La rendición de todo nuestro ser –cuerpo, mente y espíritu– ante la humildad de Cristo hacia su Padre, extendida a la humanidad por su Santísimo Sacramento, es un desafío y, a la vez, la gran oportunidad que Dios nos ofrece. El desafío es si seguir pretendiendo hacernos fuertes y válidos por nosotros mismos o dar el paso humilde y valiente de una rendición que canta victoria, porque es capitulación de amor, que todo vence y todo transforma. Comulgar dignamente el Sacramento del Altar nos hace asumir, ordenar y trascender cada cosa desde una luz y una fuerza que no podemos darnos a nosotros mismos, sino que advienen a nosotros como don de lo alto. Esta es la divina oportunidad que la Santa Comunión nos ofrece.

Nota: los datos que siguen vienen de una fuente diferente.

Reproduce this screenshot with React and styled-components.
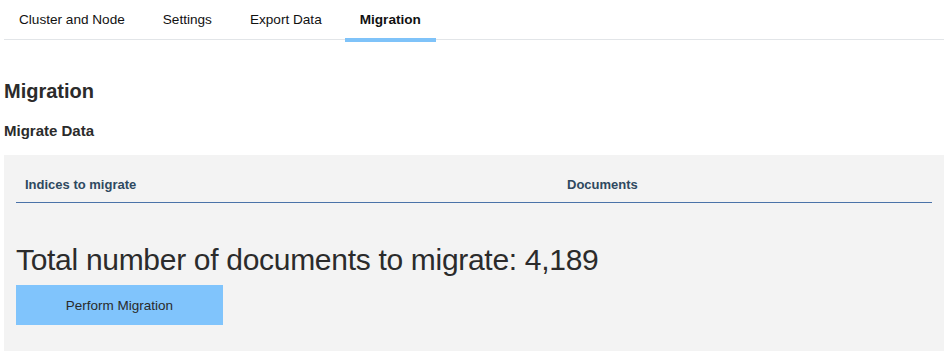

Por todo esto, la celebración del sacrificio de la misa de manera digna y reverente es la ascensión hacia las cimas más altas de la vida humana: La adoración y la contrición, la acción de gracias, la súplica confiada, el gozo sereno y la suave firmeza sobre la se asienta toda existencia valedera. Estas dimensiones de la misa no son meros ritos, sino ejercicios espirituales que nos disponen a vivir de manera trascendente cada aspecto del humano existir. Así cada misa se hace es un campo de entrenamiento para el alma, donde se forjan héroes espirituales.

La adoración nos abre a contemplar la presencia de Cristo que transfigura toda la creación. Allí reconocemos la grandeza de Dios y nuestra total dependencia de su amor y gracia. La contrición, por su parte, nos permite acercarnos a Dios con un corazón arrepentido, reconociendo nuestras faltas y buscando su perdón.

Con la acción de gracias agradecemos a Dios por el don de la vida, por sus bendiciones y por la salvación que nos ofrece a través de su Hijo, sacrificado y glorioso. Esto nos abre a la gratitud constante, que expande nuestras perspectivas y nos permite ver la mano de Dios en cada situación concreta.

La súplica confiada es expresión de nuestra fe en la providencia divina. Al presentar nuestras necesidades y preocupaciones ante Dios, reconocemos su poder y su amor, confiando en que cuida de nosotros. Esto nos da paz y nos permite enfrentar las dificultades con serenidad y esperanza. Así toda oscuridad resplandece desde las ventanas del alma que se abren en cada comunión en gracia.

Finalmente, ese gozo sereno y la suave firmeza son los gozosos frutos de una vida nutrida por la Eucaristía. El consuelo que proviene de la comunión con Cristo es profundo y duradero, y la firmeza espiritual que adquirimos nos sostiene en los momentos de prueba. Al vivir nuestra fe de esta manera, transformamos cada aspecto de nuestro ser y quehacer, haciendo de nuestra existencia transitoria una expresión de la cercanía y concreción del Dios Eterno.

De modo que el sacramento del Cuerpo y la Sangre de Cristo es donde mejor se nos muestra cuán concreta es nuestra fe católica. Desde ahí Dios nos llama a vivir cada momento como oportunidades para alcanzar la trascendencia y la paz. Por eso, al recibir hoy a Cristo en la Eucaristía, permitamos que su amor y su gracia nos transformen, guiándonos hacia la plenitud de la fe y una cada vez más perfecta comunión con Dios.